Researchers with ASRI are also analyzing natural psychoactive compounds in isolation, particularly derived from various cacti or iboga. “With the cacti, that’s a project that’s getting off the ground where we’re looking at the non-mescaline components of mescalinecontaining cacti,” Daley explains. But whereas most of the compounds that Sasha himself formulated are now in the public domain (although he did patent some), ASRI is pursuing compounds that have not yet been created or explicitly discovered in nature.
To Sasha, drugs were “just tools to access what’s already in you,” a close friend Greg Manning told the Daily Cal in Shulgin’s obituary for his alma mater UC Berkeley’s school newspaper. Sasha’s “interest was in drugs that ‘turn the mind;’ psychoactive substances that can cause changes in perception, attitude, or point of view, and sometimes expand one’s mental and emotional horizons or provide access to one’s interior universe,” Mariavittoria Mangini, co-founder of the Women’s Visionary Council, writes for the foreword of a new book The Nature of Drugs: History, Pharmacology, and Social Impact, written via Ann’s transcriptions of Sasha’s lectures. In class, Sasha would draw parallels between the necessity of sex ed and drug education, referring humorously to his chemical diagrams in class as “dirty pictures.”

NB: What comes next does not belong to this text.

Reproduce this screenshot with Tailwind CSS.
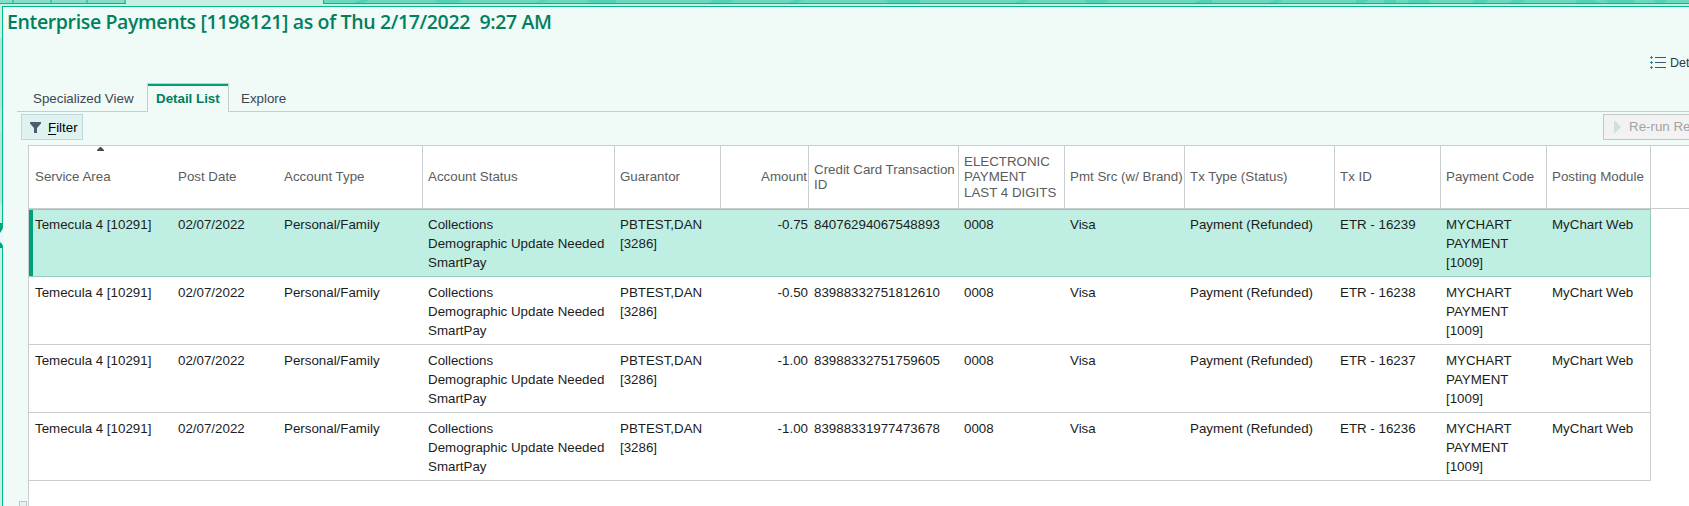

In the enchantment of Sasha’s world or in his very classroom, wrote William Leonard Pickard in “reflections from a student,” published for the new book, “Those present sensed the beginning of a new world, for we were among the privileged who bore witness to the anecdotes, observations, and teachings of a modern shaman. We became enthralled at the mysteries that laid before us.”